Dataset entries
● ● ● ●
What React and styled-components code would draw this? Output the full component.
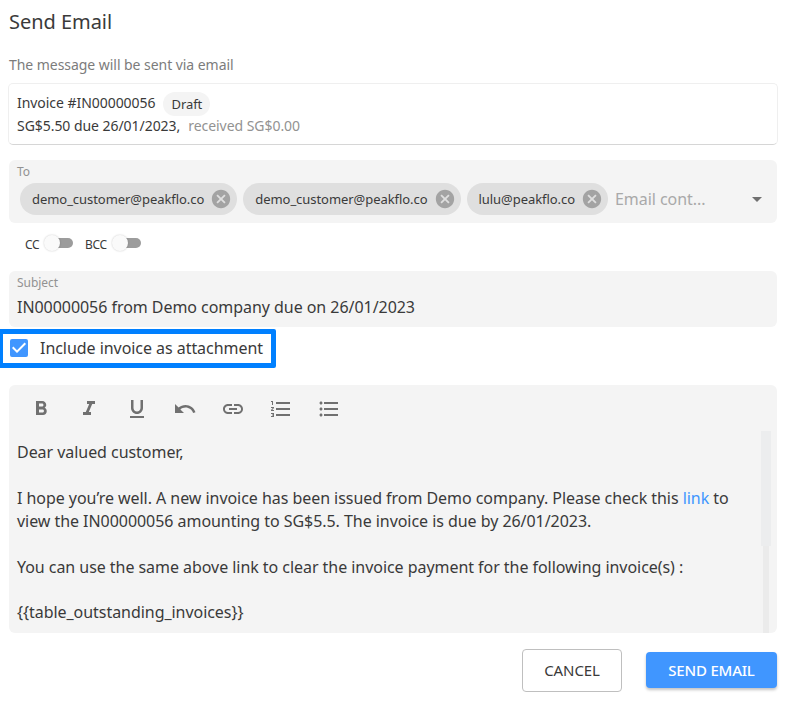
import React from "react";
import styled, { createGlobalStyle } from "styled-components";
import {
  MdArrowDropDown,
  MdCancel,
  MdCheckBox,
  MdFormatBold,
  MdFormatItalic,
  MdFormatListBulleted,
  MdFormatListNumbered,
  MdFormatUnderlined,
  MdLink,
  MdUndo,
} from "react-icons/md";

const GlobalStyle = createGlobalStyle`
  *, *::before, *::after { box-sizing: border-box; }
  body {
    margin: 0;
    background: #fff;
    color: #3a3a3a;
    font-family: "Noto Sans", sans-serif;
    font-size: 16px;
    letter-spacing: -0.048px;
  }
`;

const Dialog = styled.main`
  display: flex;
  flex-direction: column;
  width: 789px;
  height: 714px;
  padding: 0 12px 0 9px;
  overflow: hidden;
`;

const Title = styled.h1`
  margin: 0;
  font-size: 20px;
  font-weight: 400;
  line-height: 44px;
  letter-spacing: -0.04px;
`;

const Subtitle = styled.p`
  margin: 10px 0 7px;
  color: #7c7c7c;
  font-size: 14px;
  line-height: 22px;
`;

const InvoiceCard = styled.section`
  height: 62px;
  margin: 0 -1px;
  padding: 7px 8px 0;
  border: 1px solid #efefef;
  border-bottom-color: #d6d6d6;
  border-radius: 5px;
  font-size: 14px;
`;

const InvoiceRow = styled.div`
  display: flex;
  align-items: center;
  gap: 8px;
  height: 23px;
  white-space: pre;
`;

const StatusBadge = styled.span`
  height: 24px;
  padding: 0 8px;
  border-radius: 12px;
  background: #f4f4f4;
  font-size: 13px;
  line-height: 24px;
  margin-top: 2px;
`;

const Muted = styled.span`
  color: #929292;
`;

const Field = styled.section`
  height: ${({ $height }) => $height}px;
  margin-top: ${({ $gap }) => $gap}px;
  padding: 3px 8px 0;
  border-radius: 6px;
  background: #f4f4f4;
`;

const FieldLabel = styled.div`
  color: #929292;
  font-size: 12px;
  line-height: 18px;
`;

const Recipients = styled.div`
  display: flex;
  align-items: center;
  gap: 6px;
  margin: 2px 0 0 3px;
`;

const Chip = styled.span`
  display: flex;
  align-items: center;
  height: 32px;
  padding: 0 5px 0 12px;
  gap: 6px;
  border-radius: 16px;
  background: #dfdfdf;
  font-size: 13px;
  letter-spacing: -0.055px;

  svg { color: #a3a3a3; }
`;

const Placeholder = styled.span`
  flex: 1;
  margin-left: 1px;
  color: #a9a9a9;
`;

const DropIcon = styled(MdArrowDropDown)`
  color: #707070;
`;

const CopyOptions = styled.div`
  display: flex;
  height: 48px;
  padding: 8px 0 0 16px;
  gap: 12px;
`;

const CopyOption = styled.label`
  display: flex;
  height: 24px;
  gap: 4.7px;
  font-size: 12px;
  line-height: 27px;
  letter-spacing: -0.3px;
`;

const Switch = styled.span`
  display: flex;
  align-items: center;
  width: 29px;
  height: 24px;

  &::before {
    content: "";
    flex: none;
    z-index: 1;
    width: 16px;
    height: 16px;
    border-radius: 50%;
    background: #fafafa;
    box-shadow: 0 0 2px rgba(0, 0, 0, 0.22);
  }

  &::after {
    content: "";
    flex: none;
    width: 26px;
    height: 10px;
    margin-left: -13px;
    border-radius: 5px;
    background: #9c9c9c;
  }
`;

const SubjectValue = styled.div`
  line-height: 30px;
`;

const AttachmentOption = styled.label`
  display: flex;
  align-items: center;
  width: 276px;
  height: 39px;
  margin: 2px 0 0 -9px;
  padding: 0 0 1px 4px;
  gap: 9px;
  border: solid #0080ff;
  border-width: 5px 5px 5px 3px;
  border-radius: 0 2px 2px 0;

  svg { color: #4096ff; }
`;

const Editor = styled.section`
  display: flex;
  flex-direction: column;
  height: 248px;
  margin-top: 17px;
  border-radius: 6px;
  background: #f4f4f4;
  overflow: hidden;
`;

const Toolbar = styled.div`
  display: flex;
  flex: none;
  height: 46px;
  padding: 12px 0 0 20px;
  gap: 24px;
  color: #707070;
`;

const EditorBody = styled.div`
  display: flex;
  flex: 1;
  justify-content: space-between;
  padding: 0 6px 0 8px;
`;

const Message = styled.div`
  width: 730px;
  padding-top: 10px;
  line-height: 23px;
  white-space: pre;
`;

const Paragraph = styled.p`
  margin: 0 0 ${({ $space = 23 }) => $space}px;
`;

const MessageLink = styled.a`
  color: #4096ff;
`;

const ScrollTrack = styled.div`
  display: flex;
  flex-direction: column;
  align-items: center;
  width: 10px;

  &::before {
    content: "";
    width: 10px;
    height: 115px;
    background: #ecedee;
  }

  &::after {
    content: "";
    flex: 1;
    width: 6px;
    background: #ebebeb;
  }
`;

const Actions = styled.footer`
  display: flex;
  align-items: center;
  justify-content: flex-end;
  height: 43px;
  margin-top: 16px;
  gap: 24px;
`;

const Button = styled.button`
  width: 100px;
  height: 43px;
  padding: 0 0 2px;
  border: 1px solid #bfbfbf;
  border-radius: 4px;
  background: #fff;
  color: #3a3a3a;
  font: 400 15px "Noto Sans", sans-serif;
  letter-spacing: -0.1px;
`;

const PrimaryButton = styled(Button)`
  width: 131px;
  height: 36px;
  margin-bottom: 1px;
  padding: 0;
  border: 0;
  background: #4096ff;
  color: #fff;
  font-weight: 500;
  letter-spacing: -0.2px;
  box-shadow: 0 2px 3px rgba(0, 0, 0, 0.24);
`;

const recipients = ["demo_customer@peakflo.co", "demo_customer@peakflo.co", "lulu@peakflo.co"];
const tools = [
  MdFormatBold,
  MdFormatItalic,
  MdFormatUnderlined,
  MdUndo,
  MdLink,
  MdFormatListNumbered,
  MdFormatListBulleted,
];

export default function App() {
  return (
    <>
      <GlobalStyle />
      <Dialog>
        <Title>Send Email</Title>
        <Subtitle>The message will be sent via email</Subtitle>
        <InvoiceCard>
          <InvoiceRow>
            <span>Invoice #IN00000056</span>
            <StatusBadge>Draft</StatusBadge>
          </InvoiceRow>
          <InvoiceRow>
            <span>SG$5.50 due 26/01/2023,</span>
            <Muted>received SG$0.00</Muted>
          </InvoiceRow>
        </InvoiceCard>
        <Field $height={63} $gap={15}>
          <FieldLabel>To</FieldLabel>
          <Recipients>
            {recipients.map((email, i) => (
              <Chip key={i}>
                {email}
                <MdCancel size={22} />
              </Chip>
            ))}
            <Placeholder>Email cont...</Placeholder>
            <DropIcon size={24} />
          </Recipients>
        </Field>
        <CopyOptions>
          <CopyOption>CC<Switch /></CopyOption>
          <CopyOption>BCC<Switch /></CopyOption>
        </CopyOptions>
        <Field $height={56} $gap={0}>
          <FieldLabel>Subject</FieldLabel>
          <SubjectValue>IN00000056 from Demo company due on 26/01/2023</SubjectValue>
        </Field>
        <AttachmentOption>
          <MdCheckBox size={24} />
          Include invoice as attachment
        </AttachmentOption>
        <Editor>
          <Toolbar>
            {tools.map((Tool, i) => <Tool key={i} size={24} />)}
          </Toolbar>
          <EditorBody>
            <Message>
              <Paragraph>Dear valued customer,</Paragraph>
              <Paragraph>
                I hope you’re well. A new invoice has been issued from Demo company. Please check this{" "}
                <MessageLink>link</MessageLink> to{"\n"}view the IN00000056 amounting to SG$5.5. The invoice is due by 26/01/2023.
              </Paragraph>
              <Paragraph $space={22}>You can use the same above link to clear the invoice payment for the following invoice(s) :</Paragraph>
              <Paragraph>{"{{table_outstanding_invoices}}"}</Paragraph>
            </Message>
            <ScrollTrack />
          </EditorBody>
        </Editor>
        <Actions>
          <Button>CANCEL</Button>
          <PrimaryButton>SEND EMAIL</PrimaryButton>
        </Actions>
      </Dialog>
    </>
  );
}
● ● ● ●
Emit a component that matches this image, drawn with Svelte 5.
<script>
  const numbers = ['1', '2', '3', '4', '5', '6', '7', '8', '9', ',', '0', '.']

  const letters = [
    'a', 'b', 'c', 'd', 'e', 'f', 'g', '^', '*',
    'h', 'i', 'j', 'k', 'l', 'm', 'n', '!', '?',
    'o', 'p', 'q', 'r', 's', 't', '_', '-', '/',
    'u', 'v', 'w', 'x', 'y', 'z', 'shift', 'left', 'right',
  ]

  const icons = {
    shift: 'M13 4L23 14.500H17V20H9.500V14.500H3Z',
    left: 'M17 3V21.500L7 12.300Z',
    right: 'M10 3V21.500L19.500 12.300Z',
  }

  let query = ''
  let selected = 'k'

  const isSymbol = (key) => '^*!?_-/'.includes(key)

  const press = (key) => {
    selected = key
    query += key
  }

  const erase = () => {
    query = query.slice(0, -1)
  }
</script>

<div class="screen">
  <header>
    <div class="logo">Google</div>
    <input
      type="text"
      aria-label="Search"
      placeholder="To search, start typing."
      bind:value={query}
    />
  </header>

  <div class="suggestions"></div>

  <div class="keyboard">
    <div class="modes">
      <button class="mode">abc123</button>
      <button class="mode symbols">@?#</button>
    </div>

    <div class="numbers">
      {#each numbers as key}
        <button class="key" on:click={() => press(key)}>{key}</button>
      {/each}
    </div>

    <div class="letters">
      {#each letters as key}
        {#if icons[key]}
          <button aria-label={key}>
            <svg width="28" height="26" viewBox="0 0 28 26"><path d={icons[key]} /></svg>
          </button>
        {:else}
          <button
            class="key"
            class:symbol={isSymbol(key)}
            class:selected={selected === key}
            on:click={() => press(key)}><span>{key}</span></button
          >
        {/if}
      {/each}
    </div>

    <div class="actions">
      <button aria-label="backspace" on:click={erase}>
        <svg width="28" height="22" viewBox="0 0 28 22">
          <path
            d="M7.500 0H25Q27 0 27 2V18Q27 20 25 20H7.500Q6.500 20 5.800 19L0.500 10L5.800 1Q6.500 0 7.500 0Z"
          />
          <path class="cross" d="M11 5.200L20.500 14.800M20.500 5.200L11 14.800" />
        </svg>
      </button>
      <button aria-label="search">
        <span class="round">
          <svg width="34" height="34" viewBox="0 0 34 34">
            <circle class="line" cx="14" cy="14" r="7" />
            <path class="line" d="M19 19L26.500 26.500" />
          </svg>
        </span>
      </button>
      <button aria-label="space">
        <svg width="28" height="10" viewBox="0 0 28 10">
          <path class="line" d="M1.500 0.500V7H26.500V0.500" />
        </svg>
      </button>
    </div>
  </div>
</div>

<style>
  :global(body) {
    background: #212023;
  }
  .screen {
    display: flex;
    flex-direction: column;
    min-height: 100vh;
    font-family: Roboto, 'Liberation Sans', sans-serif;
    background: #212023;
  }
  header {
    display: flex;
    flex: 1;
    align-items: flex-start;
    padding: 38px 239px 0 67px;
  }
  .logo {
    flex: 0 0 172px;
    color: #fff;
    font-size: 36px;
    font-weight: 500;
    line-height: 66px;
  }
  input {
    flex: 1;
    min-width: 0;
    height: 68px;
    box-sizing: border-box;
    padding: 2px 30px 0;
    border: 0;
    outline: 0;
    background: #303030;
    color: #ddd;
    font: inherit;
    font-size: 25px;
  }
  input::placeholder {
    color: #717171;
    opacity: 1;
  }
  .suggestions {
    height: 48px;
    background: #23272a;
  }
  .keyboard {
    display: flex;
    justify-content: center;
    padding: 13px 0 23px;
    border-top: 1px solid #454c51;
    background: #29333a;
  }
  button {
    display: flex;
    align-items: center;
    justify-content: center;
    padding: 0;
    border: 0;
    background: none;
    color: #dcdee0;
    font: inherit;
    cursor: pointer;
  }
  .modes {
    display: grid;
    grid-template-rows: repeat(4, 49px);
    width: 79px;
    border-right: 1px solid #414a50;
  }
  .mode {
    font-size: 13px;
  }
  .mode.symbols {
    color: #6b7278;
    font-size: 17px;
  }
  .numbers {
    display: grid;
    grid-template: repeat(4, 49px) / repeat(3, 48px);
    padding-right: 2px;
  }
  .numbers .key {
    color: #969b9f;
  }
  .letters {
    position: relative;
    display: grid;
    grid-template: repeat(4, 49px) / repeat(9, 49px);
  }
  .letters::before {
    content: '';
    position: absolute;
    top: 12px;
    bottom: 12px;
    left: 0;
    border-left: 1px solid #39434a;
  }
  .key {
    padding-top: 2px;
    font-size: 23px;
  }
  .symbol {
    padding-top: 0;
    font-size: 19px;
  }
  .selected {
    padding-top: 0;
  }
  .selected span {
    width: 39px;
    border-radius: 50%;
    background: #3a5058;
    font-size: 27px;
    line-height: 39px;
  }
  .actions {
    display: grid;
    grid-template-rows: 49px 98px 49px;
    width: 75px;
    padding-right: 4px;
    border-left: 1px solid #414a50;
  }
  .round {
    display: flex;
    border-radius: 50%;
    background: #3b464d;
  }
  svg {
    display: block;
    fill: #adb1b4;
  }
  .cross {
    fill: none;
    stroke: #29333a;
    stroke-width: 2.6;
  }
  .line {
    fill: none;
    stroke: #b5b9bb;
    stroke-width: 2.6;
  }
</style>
● ● ● ●
*Problem*
Identify and copy the lines holding the word "components".

*Answer to the problem*
What React and styled-components code would draw this? Output the full component.
import styled, { createGlobalStyle } from "styled-components";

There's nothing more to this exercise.